**Aim of the exercise:** Locate the lines of the listing below that hold "components", then copy each of them.

↓↓↓

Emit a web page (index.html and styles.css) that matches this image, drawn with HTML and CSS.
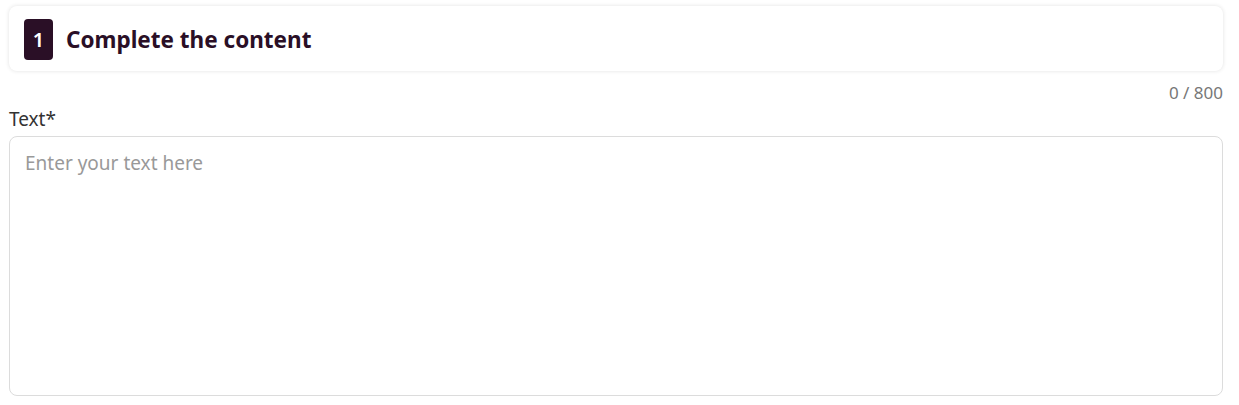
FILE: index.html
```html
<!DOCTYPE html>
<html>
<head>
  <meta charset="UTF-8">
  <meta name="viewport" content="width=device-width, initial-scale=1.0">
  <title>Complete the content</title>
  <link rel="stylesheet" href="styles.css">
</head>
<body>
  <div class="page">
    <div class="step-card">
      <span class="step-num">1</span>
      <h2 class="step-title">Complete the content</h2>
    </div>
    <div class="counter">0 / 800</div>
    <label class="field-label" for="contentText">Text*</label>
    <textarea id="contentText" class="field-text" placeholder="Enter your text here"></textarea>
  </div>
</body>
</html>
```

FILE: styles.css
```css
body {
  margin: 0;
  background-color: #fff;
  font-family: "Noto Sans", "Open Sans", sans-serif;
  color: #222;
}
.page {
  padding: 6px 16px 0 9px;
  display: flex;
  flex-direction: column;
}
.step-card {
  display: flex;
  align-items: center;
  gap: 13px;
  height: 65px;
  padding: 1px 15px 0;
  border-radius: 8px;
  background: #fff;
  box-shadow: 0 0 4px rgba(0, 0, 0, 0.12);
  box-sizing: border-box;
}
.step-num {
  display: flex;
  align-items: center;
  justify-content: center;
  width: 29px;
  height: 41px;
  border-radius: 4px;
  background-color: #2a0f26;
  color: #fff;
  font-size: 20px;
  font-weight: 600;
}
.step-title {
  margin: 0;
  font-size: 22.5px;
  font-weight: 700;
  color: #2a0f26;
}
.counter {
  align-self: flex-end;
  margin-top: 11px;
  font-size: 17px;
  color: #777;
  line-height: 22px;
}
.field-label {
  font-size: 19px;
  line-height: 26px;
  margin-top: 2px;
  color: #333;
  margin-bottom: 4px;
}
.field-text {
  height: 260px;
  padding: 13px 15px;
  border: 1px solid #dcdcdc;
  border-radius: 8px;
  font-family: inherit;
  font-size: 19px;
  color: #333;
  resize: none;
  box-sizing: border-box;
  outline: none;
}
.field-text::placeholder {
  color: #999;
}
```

↑↑↑
↓↓↓

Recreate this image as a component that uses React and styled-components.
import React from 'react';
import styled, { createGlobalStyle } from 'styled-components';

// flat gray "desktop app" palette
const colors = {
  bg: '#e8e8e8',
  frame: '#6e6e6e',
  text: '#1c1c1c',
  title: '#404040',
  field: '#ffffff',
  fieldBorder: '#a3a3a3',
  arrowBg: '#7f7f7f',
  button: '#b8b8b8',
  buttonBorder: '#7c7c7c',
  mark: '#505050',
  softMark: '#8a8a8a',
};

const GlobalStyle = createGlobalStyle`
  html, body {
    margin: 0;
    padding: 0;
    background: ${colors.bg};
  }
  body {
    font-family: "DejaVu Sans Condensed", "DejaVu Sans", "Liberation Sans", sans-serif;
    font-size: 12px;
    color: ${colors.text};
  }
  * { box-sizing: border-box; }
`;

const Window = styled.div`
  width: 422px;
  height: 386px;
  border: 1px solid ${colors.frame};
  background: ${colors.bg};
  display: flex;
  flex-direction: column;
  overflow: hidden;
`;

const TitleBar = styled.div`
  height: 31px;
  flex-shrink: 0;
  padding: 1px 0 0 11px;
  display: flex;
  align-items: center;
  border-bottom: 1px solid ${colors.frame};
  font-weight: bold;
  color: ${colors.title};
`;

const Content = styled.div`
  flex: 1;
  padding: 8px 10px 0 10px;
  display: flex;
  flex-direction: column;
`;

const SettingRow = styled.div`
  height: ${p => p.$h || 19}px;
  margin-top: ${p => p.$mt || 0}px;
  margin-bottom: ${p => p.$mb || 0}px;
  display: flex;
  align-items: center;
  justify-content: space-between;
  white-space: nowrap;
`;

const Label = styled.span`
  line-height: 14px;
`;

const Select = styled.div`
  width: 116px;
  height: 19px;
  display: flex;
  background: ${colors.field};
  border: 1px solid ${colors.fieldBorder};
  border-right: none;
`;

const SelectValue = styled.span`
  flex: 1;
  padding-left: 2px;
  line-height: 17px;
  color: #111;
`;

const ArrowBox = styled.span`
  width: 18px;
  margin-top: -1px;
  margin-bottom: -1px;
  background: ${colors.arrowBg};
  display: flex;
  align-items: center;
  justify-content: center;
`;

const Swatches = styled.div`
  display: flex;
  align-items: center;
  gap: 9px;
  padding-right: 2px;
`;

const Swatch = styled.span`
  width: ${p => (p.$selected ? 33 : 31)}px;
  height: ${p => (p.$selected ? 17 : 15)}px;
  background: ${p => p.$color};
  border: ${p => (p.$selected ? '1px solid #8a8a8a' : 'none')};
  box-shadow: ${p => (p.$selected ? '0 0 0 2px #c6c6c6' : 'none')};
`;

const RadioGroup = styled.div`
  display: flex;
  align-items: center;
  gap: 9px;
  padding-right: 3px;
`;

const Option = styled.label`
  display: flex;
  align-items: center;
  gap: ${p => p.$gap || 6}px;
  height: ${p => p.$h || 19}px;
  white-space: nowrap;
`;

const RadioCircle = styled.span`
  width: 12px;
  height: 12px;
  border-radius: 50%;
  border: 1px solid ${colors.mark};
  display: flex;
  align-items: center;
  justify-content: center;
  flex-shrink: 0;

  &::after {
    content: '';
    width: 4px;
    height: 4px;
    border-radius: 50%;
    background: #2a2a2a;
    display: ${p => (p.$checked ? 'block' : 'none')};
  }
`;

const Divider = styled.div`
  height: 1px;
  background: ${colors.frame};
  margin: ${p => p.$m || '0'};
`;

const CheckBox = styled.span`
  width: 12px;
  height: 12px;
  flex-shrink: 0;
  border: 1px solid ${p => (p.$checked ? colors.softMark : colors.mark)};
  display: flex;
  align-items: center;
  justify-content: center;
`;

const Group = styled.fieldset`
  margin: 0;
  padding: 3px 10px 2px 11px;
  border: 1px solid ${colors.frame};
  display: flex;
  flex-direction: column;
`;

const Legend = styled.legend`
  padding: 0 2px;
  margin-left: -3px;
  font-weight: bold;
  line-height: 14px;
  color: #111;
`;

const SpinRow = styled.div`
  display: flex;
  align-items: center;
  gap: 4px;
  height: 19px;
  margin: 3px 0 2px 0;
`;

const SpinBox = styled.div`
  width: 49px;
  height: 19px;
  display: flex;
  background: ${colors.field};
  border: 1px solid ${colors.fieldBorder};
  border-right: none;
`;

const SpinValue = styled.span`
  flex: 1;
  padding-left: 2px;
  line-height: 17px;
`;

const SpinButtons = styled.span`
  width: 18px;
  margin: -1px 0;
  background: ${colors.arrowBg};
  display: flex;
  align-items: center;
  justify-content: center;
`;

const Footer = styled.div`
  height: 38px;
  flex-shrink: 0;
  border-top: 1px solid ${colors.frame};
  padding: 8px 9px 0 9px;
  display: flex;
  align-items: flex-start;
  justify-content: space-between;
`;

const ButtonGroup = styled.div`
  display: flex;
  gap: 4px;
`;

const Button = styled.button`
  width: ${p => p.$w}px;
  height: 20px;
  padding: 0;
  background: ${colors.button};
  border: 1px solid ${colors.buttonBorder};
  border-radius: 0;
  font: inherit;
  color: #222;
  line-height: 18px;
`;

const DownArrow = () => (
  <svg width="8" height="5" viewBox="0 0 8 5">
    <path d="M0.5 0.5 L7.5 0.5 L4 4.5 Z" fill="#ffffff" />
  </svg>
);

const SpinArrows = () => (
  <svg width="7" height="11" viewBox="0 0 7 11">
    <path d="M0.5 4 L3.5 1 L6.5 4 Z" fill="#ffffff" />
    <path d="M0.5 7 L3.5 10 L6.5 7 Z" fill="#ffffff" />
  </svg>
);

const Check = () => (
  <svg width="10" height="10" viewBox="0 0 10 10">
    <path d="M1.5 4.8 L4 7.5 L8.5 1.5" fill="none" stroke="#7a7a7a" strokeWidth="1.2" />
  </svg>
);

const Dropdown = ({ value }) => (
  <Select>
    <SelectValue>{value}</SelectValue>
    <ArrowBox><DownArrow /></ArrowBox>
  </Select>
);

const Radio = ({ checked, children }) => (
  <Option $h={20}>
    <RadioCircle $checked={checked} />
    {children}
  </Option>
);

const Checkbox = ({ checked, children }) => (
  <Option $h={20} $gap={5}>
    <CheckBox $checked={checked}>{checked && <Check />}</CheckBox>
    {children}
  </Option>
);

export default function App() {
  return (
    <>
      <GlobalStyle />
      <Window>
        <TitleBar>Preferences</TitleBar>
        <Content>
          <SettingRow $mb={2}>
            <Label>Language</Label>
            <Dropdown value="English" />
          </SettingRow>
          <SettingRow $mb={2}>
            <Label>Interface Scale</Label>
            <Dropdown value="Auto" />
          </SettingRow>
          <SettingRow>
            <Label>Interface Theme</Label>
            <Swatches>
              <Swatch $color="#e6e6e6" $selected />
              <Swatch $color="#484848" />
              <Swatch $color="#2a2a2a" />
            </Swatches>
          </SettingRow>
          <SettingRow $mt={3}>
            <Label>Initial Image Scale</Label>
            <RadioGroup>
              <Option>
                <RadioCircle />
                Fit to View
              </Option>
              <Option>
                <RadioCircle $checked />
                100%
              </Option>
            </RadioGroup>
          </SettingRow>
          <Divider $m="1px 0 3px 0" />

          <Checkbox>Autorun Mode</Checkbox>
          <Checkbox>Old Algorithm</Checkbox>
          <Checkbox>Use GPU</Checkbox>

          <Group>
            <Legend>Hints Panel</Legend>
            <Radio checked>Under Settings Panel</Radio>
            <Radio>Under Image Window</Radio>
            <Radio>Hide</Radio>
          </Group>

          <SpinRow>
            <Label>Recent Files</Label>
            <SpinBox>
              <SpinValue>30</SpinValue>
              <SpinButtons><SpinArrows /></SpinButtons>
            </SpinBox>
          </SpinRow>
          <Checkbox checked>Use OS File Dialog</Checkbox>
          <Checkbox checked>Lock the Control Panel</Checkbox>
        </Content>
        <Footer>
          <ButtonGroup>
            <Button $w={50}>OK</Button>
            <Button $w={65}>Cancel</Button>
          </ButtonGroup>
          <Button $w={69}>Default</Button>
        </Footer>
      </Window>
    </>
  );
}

↑↑↑

**Task result:**
Recreate this image as a component that uses React and styled-components.
import styled, { createGlobalStyle } from 'styled-components';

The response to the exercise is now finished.